# Problem:
Give the data below again exactly as it stands. Omit the pictures.

━━━━━ Source excerpt ━━━━━

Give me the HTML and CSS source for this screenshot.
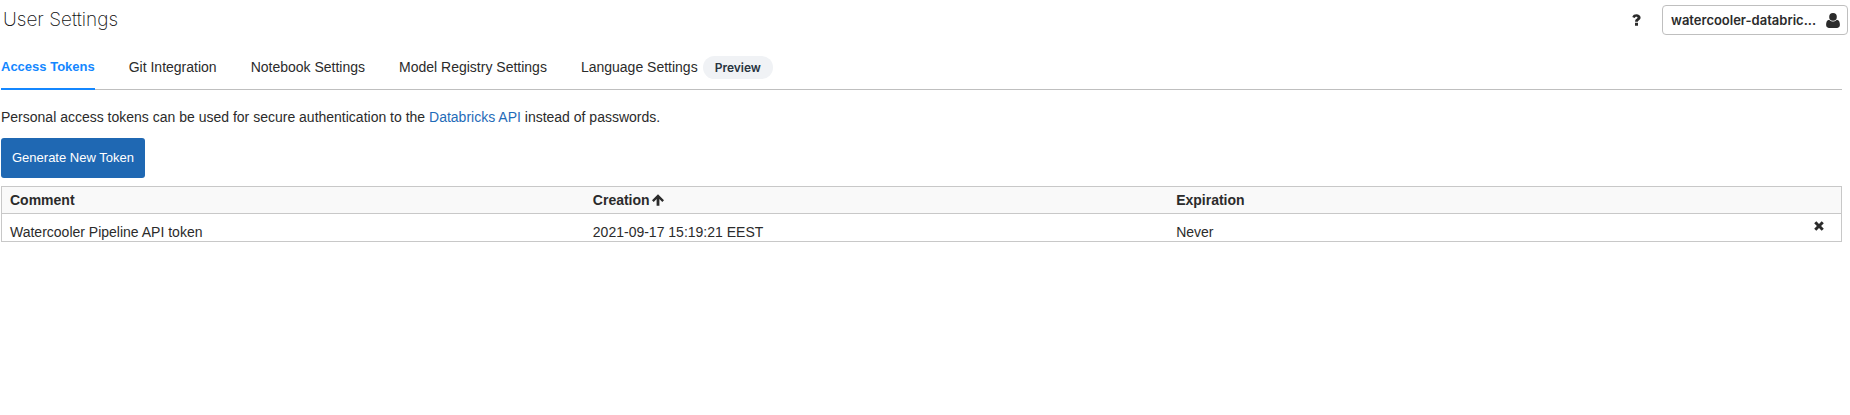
FILE: index.html
```html
<!DOCTYPE html>
<html lang="en">
<head>
<meta charset="utf-8">
<title>User Settings</title>
<link rel="stylesheet" href="styles.css">
</head>
<body>
<header class="topbar">
  <h1 class="title">User Settings</h1>
  <div class="actions">
    <button class="help" type="button" aria-label="Help">
      <svg width="9" height="12" viewBox="0 0 9 12"><path d="M0.3 3.1C1 1 2.4 0.3 4.400 0.3c2.300 0 4.200 1.300 4.200 3.300 0 1.500-.9 2.200-1.800 2.800-.7.4-.9.7-.9 1.300H3.100c0-1.600.5-2.200 1.500-2.900.6-.4.9-.6.9-1.100 0-.6-.5-.9-1.100-.9-.8 0-1.200.4-1.700 1.200zM3 8.800h3v2.900H3z"/></svg>
    </button>
    <button class="account" type="button">
      <span class="account-name">watercooler-databric...</span>
      <svg width="14" height="15" viewBox="0 0 14 15"><circle cx="7" cy="3.900" r="3.800"/><path d="M3.200 6.700C4.200 7.900 5.500 8.500 7 8.500s2.800-.6 3.800-1.800C13 7 13.900 9 13.900 11.800c0 1.800-1 3.100-2.700 3.100H2.800C1.100 14.900.1 13.600.1 11.800.1 9 1 7 3.200 6.700z"/></svg>
    </button>
  </div>
</header>
<main class="content">
  <nav class="tabs">
    <a class="tab active" href="#tokens">Access Tokens</a>
    <a class="tab" href="#git">Git Integration</a>
    <a class="tab" href="#notebook">Notebook Settings</a>
    <a class="tab" href="#registry">Model Registry Settings</a>
    <a class="tab" href="#language">Language Settings <span class="badge">Preview</span></a>
  </nav>
  <p class="intro">Personal access tokens can be used for secure authentication to the <a class="link" href="#api">Databricks API</a> instead of passwords.</p>
  <button class="generate" type="button">Generate New Token</button>
  <table class="tokens">
    <thead>
      <tr>
        <th>Comment</th>
        <th>Creation <svg class="sort" width="12" height="12" viewBox="0 0 12 12"><path d="M6 .2l6 6-1.700 1.700-2.900-2.800v6.700H4.600V5.100L1.700 7.900 0 6.200z"/></svg></th>
        <th>Expiration</th>
        <th class="narrow"></th>
      </tr>
    </thead>
    <tbody>
      <tr>
        <td>Watercooler Pipeline API token</td>
        <td>2021-09-17 15:19:21 EEST</td>
        <td>Never</td>
        <td class="narrow"><button class="revoke" type="button" aria-label="Revoke token"><svg width="10" height="10" viewBox="0 0 10 10"><path d="M2.300.2L5 2.900 7.700.2l2.100 2.100L7.100 5l2.700 2.700-2.100 2.100L5 7.100 2.300 9.800.2 7.700 2.900 5 .2 2.300z"/></svg></button></td>
      </tr>
    </tbody>
  </table>
</main>
</body>
</html>
```
FILE: styles.css
```css
* {
  box-sizing: border-box;
}

body {
  margin: 0;
  background: #fff;
  color: #2b2b2b;
  font: 14px/20px "Liberation Sans", Arial, sans-serif;
}

svg {
  display: block;
  fill: #2b2b2b;
}

button {
  font: inherit;
  color: inherit;
  cursor: pointer;
}

.topbar {
  display: flex;
  justify-content: space-between;
  align-items: center;
  height: 40px;
  padding: 0 2px 0 3px;
}

.title {
  margin: 0;
  color: #111;
  font: 200 19px/24px Inter, sans-serif;
}

.actions {
  display: flex;
  align-items: center;
  gap: 21px;
}

.help,
.revoke {
  padding: 0;
  border: 0;
  background: none;
}

.account {
  display: flex;
  align-items: center;
  justify-content: space-between;
  width: 186px;
  height: 30px;
  padding: 0 7px 0 8px;
  border: 1px solid #bfbfbf;
  border-radius: 4px;
  background: #fff;
}

.account-name {
  font: 600 13px/20px Inter, sans-serif;
  white-space: nowrap;
}

.content {
  padding: 8px 8px 0 1px;
}

.tabs {
  display: flex;
  gap: 34px;
  height: 42px;
  border-bottom: 1px solid #bfbfbf;
}

.tab {
  display: flex;
  align-items: center;
  gap: 5px;
  height: 42px;
  padding-bottom: 4px;
  color: inherit;
  text-decoration: none;
}

.active {
  border-bottom: 2px solid #1487ff;
  padding-bottom: 2px;
  color: #1487ff;
  font-size: 13px;
  font-weight: bold;
}

.badge {
  padding: 0 12px;
  border-radius: 12px;
  background: #f0f2f5;
  color: #283440;
  font: 600 12px/23px Inter, sans-serif;
}

.intro {
  margin: 17px 0 11px;
}

.link {
  color: #1f6bb8;
  text-decoration: none;
}

.generate {
  display: block;
  height: 40px;
  margin-bottom: 8px;
  padding: 0 11px;
  border: 0;
  border-radius: 3px;
  background: #1f68b3;
  color: #fff;
  font-size: 13px;
}

.tokens {
  width: 100%;
  table-layout: fixed;
  border-collapse: collapse;
  border: 1px solid #c8c8c8;
}

.tokens th,
.tokens td {
  padding: 3px 8px;
  text-align: left;
}

.tokens th {
  height: 27px;
  background: #f9f9f9;
  border-bottom: 1px solid #c8c8c8;
}

.tokens td {
  padding: 9px 8px 0;
  line-height: 18px;
}

.tokens .narrow {
  width: 90px;
  padding-top: 7px;
}

.sort {
  display: inline-block;
  margin-left: -2px;
  vertical-align: -1px;
}

.revoke {
  display: block;
  margin: 0 9px 10px auto;
}
```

━━━━━

# The output:
Give me the HTML and CSS source for this screenshot.
FILE: index.html
```html
<!DOCTYPE html>
<html lang="en">
<head>
<meta charset="utf-8">
<title>User Settings</title>
<link rel="stylesheet" href="styles.css">
</head>
<body>
<header class="topbar">
  <h1 class="title">User Settings</h1>
  <div class="actions">
    <button class="help" type="button" aria-label="Help">
      <svg width="9" height="12" viewBox="0 0 9 12"><path d="M0.3 3.1C1 1 2.4 0.3 4.400 0.3c2.300 0 4.200 1.300 4.200 3.300 0 1.500-.9 2.200-1.800 2.800-.7.4-.9.7-.9 1.300H3.100c0-1.600.5-2.200 1.500-2.900.6-.4.9-.6.9-1.100 0-.6-.5-.9-1.100-.9-.8 0-1.200.4-1.700 1.200zM3 8.800h3v2.900H3z"/></svg>
    </button>
    <button class="account" type="button">
      <span class="account-name">watercooler-databric...</span>
      <svg width="14" height="15" viewBox="0 0 14 15"><circle cx="7" cy="3.900" r="3.800"/><path d="M3.200 6.700C4.200 7.900 5.500 8.500 7 8.500s2.800-.6 3.800-1.800C13 7 13.900 9 13.900 11.800c0 1.800-1 3.100-2.700 3.100H2.800C1.100 14.900.1 13.600.1 11.800.1 9 1 7 3.200 6.700z"/></svg>
    </button>
  </div>
</header>
<main class="content">
  <nav class="tabs">
    <a class="tab active" href="#tokens">Access Tokens</a>
    <a class="tab" href="#git">Git Integration</a>
    <a class="tab" href="#notebook">Notebook Settings</a>
    <a class="tab" href="#registry">Model Registry Settings</a>
    <a class="tab" href="#language">Language Settings <span class="badge">Preview</span></a>
  </nav>
  <p class="intro">Personal access tokens can be used for secure authentication to the <a class="link" href="#api">Databricks API</a> instead of passwords.</p>
  <button class="generate" type="button">Generate New Token</button>
  <table class="tokens">
    <thead>
      <tr>
        <th>Comment</th>
        <th>Creation <svg class="sort" width="12" height="12" viewBox="0 0 12 12"><path d="M6 .2l6 6-1.700 1.700-2.900-2.800v6.700H4.600V5.100L1.700 7.900 0 6.200z"/></svg></th>
        <th>Expiration</th>
        <th class="narrow"></th>
      </tr>
    </thead>
    <tbody>
      <tr>
        <td>Watercooler Pipeline API token</td>
        <td>2021-09-17 15:19:21 EEST</td>
        <td>Never</td>
        <td class="narrow"><button class="revoke" type="button" aria-label="Revoke token"><svg width="10" height="10" viewBox="0 0 10 10"><path d="M2.300.2L5 2.900 7.700.2l2.100 2.100L7.100 5l2.700 2.700-2.100 2.100L5 7.100 2.300 9.800.2 7.700 2.900 5 .2 2.300z"/></svg></button></td>
      </tr>
    </tbody>
  </table>
</main>
</body>
</html>
```
FILE: styles.css
```css
* {
  box-sizing: border-box;
}

body {
  margin: 0;
  background: #fff;
  color: #2b2b2b;
  font: 14px/20px "Liberation Sans", Arial, sans-serif;
}

svg {
  display: block;
  fill: #2b2b2b;
}

button {
  font: inherit;
  color: inherit;
  cursor: pointer;
}

.topbar {
  display: flex;
  justify-content: space-between;
  align-items: center;
  height: 40px;
  padding: 0 2px 0 3px;
}

.title {
  margin: 0;
  color: #111;
  font: 200 19px/24px Inter, sans-serif;
}

.actions {
  display: flex;
  align-items: center;
  gap: 21px;
}

.help,
.revoke {
  padding: 0;
  border: 0;
  background: none;
}

.account {
  display: flex;
  align-items: center;
  justify-content: space-between;
  width: 186px;
  height: 30px;
  padding: 0 7px 0 8px;
  border: 1px solid #bfbfbf;
  border-radius: 4px;
  background: #fff;
}

.account-name {
  font: 600 13px/20px Inter, sans-serif;
  white-space: nowrap;
}

.content {
  padding: 8px 8px 0 1px;
}

.tabs {
  display: flex;
  gap: 34px;
  height: 42px;
  border-bottom: 1px solid #bfbfbf;
}

.tab {
  display: flex;
  align-items: center;
  gap: 5px;
  height: 42px;
  padding-bottom: 4px;
  color: inherit;
  text-decoration: none;
}

.active {
  border-bottom: 2px solid #1487ff;
  padding-bottom: 2px;
  color: #1487ff;
  font-size: 13px;
  font-weight: bold;
}

.badge {
  padding: 0 12px;
  border-radius: 12px;
  background: #f0f2f5;
  color: #283440;
  font: 600 12px/23px Inter, sans-serif;
}

.intro {
  margin: 17px 0 11px;
}

.link {
  color: #1f6bb8;
  text-decoration: none;
}

.generate {
  display: block;
  height: 40px;
  margin-bottom: 8px;
  padding: 0 11px;
  border: 0;
  border-radius: 3px;
  background: #1f68b3;
  color: #fff;
  font-size: 13px;
}

.tokens {
  width: 100%;
  table-layout: fixed;
  border-collapse: collapse;
  border: 1px solid #c8c8c8;
}

.tokens th,
.tokens td {
  padding: 3px 8px;
  text-align: left;
}

.tokens th {
  height: 27px;
  background: #f9f9f9;
  border-bottom: 1px solid #c8c8c8;
}

.tokens td {
  padding: 9px 8px 0;
  line-height: 18px;
}

.tokens .narrow {
  width: 90px;
  padding-top: 7px;
}

.sort {
  display: inline-block;
  margin-left: -2px;
  vertical-align: -1px;
}

.revoke {
  display: block;
  margin: 0 9px 10px auto;
}
```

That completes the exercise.